Quick rule: ROAS tells you if your ads are pulling their weight. ROI tells you if the business made money. Report ROAS to your media buyer and ROI to your finance team, and never let one stand in for the other.
If you want to pressure-test bigger spending decisions or compare a marketing investment against other uses of capital, the same logic scales up. Our startup ROI calculator walkthrough shows how to apply return math to investments beyond a single ad campaign.
What Counts as a Good Marketing ROI?#
There is no universal "good" number, and anyone who quotes one without context is guessing. ROI benchmarks swing wildly by industry, margin structure, and channel maturity. That said, here is how to think about it honestly.
A common rule of thumb floating around marketing teams is a 5:1 revenue-to-cost ratio (roughly 400% revenue ROI) as a healthy target, with around 10:1 considered excellent and 2:1 often a break-even point once you back out product costs. Treat these as loose directional anchors, not laws. They are observations from practitioners, not a precise study, and they assume typical margins.
What actually makes a "good" ROI for you depends on:
- Your margins. A 90%-margin SaaS product can tolerate a far lower ROAS than a 20%-margin physical goods store.
- The channel's role. A retargeting campaign should post a high ROI because it harvests demand. A cold awareness campaign legitimately runs lower because it builds future demand.
- Customer lifetime value. If a customer acquired today buys again for two years, a "break-even" first-purchase ROI can be highly profitable over their lifetime. Factoring in customer acquisition cost against lifetime value changes the verdict completely.
- Your alternatives. A 150% ROI is great if the alternative is a savings account and mediocre if another channel returns 600%.
The honest takeaway: stop chasing a magic number. Calculate ROI consistently, compare campaigns against each other and against your own history, and improve the trend.
Common Mistakes That Inflate Your ROI#
These are the errors that turn a losing campaign into a winning slide:
- Forgetting COGS. The single biggest one. Revenue is not profit.
- Counting only ad spend. Leaving out creative, tools, and labor understates cost and overstates ROI.
- Over-attribution. Crediting the campaign for sales it merely touched, or for sales that would have happened anyway.
- Ignoring time lag. Booking all revenue in the campaign month when the campaign keeps converting for weeks.

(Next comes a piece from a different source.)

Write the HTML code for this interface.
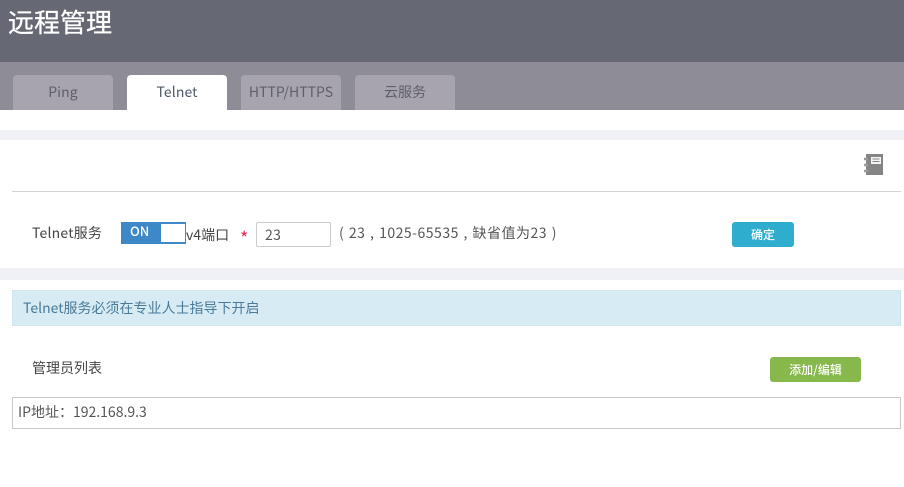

- Mixing metrics. Comparing one campaign's ROAS to another's gross-profit ROI and pretending they are the same.
Avoiding these is mostly discipline: define your inputs once, compute the same way every time, and write down which version of ROI you are reporting.
Knowing How to Calculate Marketing ROI Protects Your Budget#
Knowing how to calculate marketing ROI is less about the formula, which is genuinely simple, and more about being honest with the inputs. Use (revenue minus cost) divided by cost for a quick read, switch to the gross-profit version before any real budget decision, and never confuse a strong ROAS with actual profit. Run your real numbers through a free ROI calculator so the math is never the thing that misleads you, and pair it with a profit margin calculator so COGS is in the picture from the start. Get those two habits right and your ROI reporting will hold up in front of anyone, including the person who controls the budget.

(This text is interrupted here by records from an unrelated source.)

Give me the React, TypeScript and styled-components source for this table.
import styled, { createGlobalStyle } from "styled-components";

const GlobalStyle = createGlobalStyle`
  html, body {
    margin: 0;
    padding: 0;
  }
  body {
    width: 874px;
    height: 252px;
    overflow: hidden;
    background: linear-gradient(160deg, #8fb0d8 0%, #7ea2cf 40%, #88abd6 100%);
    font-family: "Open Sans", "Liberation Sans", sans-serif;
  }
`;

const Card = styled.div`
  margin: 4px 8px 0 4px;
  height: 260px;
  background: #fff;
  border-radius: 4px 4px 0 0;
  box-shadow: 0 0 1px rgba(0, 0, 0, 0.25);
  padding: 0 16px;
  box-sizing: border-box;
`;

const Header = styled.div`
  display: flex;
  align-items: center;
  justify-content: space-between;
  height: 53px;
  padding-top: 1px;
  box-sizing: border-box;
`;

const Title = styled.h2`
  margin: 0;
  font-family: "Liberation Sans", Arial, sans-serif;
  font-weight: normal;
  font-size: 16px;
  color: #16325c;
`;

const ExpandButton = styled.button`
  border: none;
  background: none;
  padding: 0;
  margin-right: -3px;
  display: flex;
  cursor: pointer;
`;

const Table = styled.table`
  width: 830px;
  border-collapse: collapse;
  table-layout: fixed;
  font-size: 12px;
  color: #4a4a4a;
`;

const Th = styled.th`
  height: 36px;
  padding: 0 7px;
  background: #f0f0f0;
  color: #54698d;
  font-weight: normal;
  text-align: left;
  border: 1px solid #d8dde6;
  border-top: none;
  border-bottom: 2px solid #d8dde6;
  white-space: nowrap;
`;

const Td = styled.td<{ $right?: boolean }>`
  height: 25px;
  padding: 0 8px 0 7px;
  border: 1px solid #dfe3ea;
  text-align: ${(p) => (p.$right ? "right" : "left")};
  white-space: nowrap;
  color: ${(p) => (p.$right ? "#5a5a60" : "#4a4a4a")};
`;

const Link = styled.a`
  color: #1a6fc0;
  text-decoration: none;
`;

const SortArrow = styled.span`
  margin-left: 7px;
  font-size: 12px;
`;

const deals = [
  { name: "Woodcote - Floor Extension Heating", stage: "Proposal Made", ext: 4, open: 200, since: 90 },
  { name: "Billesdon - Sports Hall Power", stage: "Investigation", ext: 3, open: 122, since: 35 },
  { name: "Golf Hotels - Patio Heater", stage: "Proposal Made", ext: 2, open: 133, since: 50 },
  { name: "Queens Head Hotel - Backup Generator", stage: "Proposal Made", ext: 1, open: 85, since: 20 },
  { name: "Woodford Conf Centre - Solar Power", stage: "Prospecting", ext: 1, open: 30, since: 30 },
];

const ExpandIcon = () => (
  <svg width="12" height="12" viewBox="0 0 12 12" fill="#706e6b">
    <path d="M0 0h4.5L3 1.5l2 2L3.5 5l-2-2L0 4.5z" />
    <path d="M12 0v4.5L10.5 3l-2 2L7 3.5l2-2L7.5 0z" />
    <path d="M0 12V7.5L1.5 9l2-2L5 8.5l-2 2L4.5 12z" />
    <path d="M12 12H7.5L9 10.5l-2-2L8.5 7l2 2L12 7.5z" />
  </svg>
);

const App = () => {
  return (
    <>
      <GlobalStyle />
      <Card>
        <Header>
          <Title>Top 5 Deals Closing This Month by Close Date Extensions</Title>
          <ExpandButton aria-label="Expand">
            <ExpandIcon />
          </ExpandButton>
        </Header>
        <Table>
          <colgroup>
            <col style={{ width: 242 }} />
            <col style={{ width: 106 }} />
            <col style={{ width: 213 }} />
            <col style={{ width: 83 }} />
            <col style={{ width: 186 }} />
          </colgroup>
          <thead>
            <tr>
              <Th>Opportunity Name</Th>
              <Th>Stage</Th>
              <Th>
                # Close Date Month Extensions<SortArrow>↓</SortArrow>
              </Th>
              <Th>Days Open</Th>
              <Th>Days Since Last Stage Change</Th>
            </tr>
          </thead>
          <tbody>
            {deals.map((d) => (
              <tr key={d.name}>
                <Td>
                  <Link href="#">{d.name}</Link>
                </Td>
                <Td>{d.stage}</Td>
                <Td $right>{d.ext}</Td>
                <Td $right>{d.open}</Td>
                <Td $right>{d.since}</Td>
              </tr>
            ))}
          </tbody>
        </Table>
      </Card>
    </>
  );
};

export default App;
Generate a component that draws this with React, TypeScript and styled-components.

Frequently Asked Questions#
What is the formula to calculate marketing ROI? The standard formula is (revenue minus cost) divided by cost, multiplied by 100, expressed as a percentage. For a more accurate picture of whether a campaign made money, replace revenue with gross profit (revenue after cost of goods sold) so you are measuring real return, not just top-line sales.

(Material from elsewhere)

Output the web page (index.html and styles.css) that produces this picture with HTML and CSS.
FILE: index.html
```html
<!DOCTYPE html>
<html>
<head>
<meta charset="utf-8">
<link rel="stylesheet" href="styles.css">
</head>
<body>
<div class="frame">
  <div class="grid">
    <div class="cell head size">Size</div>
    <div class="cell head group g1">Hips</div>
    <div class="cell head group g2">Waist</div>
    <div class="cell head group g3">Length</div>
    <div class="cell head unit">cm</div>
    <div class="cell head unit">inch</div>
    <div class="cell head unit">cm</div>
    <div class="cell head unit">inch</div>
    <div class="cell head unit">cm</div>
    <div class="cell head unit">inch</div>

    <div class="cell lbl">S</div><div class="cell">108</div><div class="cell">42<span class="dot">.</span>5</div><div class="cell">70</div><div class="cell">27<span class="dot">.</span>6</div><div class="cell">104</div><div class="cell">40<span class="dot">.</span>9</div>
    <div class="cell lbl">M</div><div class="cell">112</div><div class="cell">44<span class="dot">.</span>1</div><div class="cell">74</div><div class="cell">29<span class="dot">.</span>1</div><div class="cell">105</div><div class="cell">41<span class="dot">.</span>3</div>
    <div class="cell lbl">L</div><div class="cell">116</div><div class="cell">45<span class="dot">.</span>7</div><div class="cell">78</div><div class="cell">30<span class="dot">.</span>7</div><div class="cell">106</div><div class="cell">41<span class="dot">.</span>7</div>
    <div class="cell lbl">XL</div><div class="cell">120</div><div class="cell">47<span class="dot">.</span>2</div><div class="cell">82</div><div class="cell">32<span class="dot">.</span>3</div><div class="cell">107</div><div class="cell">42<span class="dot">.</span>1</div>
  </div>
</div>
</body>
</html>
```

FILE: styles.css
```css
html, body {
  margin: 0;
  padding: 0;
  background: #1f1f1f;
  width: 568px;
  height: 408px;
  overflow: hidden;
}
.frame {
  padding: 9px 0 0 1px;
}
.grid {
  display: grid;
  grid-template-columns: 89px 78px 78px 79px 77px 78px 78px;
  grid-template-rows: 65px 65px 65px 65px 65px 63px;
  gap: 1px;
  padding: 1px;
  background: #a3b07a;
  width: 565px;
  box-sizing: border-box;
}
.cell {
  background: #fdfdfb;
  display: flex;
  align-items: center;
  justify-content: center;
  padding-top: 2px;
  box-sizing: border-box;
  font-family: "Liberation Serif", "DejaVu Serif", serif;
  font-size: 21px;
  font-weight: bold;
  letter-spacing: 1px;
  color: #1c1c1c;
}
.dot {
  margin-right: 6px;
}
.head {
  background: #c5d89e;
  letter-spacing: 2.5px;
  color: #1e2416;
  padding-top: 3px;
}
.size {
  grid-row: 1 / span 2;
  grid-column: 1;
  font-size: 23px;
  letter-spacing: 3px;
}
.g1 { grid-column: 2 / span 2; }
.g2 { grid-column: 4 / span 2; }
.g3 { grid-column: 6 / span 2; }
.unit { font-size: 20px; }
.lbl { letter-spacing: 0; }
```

What is the difference between ROI and ROAS? ROAS (return on ad spend) is revenue divided by ad spend only, written as a ratio like 4x. ROI is a percentage that includes all marketing costs (creative, tools, labor) and, in the gross-profit version, the cost of the product itself. ROAS tells you if your ads pull their weight; ROI tells you if the business actually made money.
What is a good marketing ROI? There is no universal number, but a 5:1 revenue-to-cost ratio (about 400% revenue ROI) is a commonly cited healthy target, with 10:1 considered excellent. These are practitioner rules of thumb, not precise benchmarks, and the right target depends heavily on your margins, the channel's role, and customer lifetime value.
Why does my ROI look high but the campaign still loses money? Almost always because you used revenue instead of gross profit and forgot the cost of goods sold. A 300% revenue ROI on a product with a 25% margin can be a break-even or losing campaign once you subtract COGS and non-media costs like labor and software. Always run the gross-profit version before deciding to scale.
Should I include staff time and tools in the cost? Yes. A campaign's true cost is everything it consumed, not just media spend. Leaving out creative production, software subscriptions, agency fees, and the hours your team spent is the most common way ROI gets accidentally inflated. Assign a fair dollar value to internal time and include it.
How do I calculate ROI when sales come from multiple channels? Pick a single attribution model (last-click, first-click, or multi-touch) and apply it consistently across every campaign you compare. Switching models between campaigns makes the numbers meaningless. Multi-touch is the most accurate but requires more setup, while last-click is simple but undercredits awareness-building work.